Mixed Signals is Erin Straza’s weekly musing about marketing miscellany in advertising, branding, and messaging.

We’ve heard plenty of public apologies recently. First was Rush Limbaugh. Then Ann Rosen. Now Mitt Romney. Each one tried to own-up to erroneous attitudes, comments, and behaviors by crafting a statement of regret and releasing it for the world to read, analyze, and judge.

Why is it that these public statements tend to fall flat on our ears? And why do they rarely touch the heart deeply enough to elicit our acceptance and forgiveness? There is something amiss, but what is it?

A friend of mine made me aware of another apology, one issued a few months ago by Johnson & Johnson, maker of o.b. feminine products. The apology comes after a rather lengthy supply disruption that had loyal customers scrambling to find other avenues for purchasing boxes of their favorite tampons. It’s reported that 40-count boxes sold on eBay for about $79. That’s some serious product love. And then the hate began pouring in. After some time, o.b. responded with this video apology—and this isn’t a mass apology. It calls you by your name. That’s right. Click over that link to get your personalized video, or watch this one made for Karina:

Now that’s a powerful apology! It’s creative (taking time, energy, and thought) and humorous (self-deprecation done right). And customer response has been overwhelmingly positive. Why is it so effective? According to Peacemaker Ministries, solid apologies include these seven elements:

  1. Address everyone involved (All those whom you affected)
  2. Avoid if, but, and maybe (Do not try to excuse your wrongs)
  3. Admit specifically (Both attitudes and actions)
  4. Acknowledge the hurt (Express sorrow for hurting someone)
  5. Accept the consequences (Such as making restitution)
  6. Alter your behavior (Change your attitudes and actions)
  7. Ask for forgiveness

o.b. covered all seven. The customizable video addresses everyone involved (1)—by name. No excuses (2) were made for the action that caused the offensive supply problem (3). They acknowledged (4) the hurt through an emotionally charged ballad. Restitution was offered via a product coupon (5). The supply problems have been resolved (6), and o.b. is asking customers to forgive the problem and come back into relationship again (7).

Another aspect that I see here is the proper use of media. o.b. used mass media to connect with those who were hurt, but the message was directed to those who were hurt. In the personal apology cases mentioned previously, these public figures used mass media to make statements to the public. It felt like reputation management rather than relationship restoration. And that is why such statements fall flat and are suspicious. If you need to make amends, you need to do so with that particular person first.

Learning to make a proper apology is one of those indispensable life skills that we all need but few of us were  trained to deliver appropriately. And for the believer, this skill is of even greater importance because it speaks to the power of God’s restorative love toward us that enables us to extend that out to others.

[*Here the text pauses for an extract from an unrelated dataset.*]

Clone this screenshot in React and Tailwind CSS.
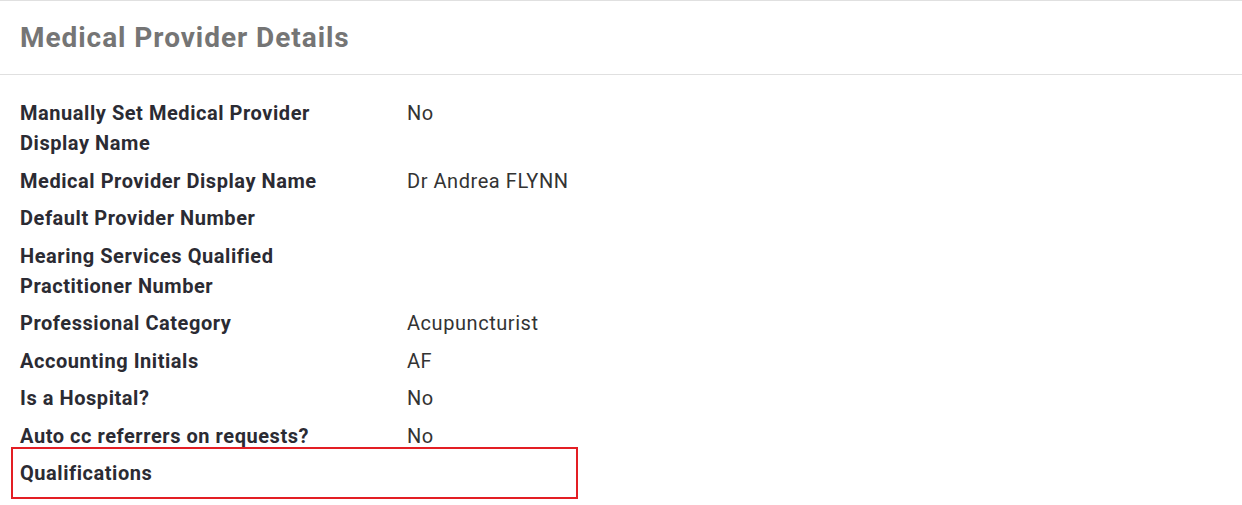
import React from 'react';

const rows = [
  { label: 'Manually Set Medical Provider Display Name', value: 'No' },
  { label: 'Medical Provider Display Name', value: 'Dr Andrea FLYNN' },
  { label: 'Default Provider Number', value: '' },
  { label: 'Hearing Services Qualified Practitioner Number', value: '' },
  { label: 'Professional Category', value: 'Acupuncturist' },
  { label: 'Accounting Initials', value: 'AF' },
  { label: 'Is a Hospital?', value: 'No' },
  { label: 'Auto cc referrers on requests?', value: 'No' },
];

const DetailRow = ({ label, value }) => (
  <div className="flex leading-[30px]">
    <div className="w-[387px] shrink-0 pr-[40px] font-bold text-[#2b2b33]">{label}</div>
    <div className="text-[#333333]">{value}</div>
  </div>
);

export default function App() {
  return (
    <div
      className="w-[1242px] h-[505px] bg-white overflow-hidden text-[20px] tracking-[0.55px]"
      style={{ fontFamily: 'Roboto, "Liberation Sans", sans-serif' }}
    >
      <div className="border-t border-b border-[#e0e0e0] h-[75px] flex items-center px-[20px]">
        <h1 className="text-[28px] font-bold text-[#757575] leading-none mt-[1px] tracking-[0.95px]">
          Medical Provider Details
        </h1>
      </div>
      <div className="px-[20px] pt-[23px] flex flex-col gap-y-[7.5px]">
        {rows.map((r) => (
          <DetailRow key={r.label} label={r.label} value={r.value} />
        ))}
        <div className="-ml-[9px] w-[567px] mt-[-11.5px] border-2 border-[#e31e24] pl-[7px] pt-[9px] pb-[9px]">
          <DetailRow label="Qualifications" value="" />
        </div>
      </div>
    </div>
  );
}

Maybe public figures could learn a thing or two from o.b. for their next public apology.


3 Comments

  1. Boys…just to give you some added insight about this product…they are typically $6 per box. So, the $79 ebay purchase price serves as an example of the passion women have for brands of such personal items such as this! No mixed signals here! But, might play the video again.

  2. Funny, funny stuff…but true. We recently had a roundtable question at dinner like this with our kids, “What makes up a sincere apology?” It was a great discussion (and we had fun acting out what is NOT a sincere apology). Truly apologizing doesn’t include the words “if what I did caused offense,” (duh, of course it did) or “I’m sorry I did that, but…” However, it’s interesting how often I find myself saying those very things. Root cause? Pride, as always.

  3. Erin,

    An excellent issue worth highlighting, and sadly the political manifestations you list are simply the latest examples of equivocal apologies. I was happy to see the list of seven you included; my father works for Peacemaker Ministries, so I know the good work they do. Number two on the list is especially significant in framing an apology, I feel, and heavily abused. An “if” apology is as good as no apology at all. In my own personal life (and especially my marriage), I have seen the need to grow by being specific and unequivocal when I apologize. It makes a difference, both in personal growth and in restoring fellowship and community.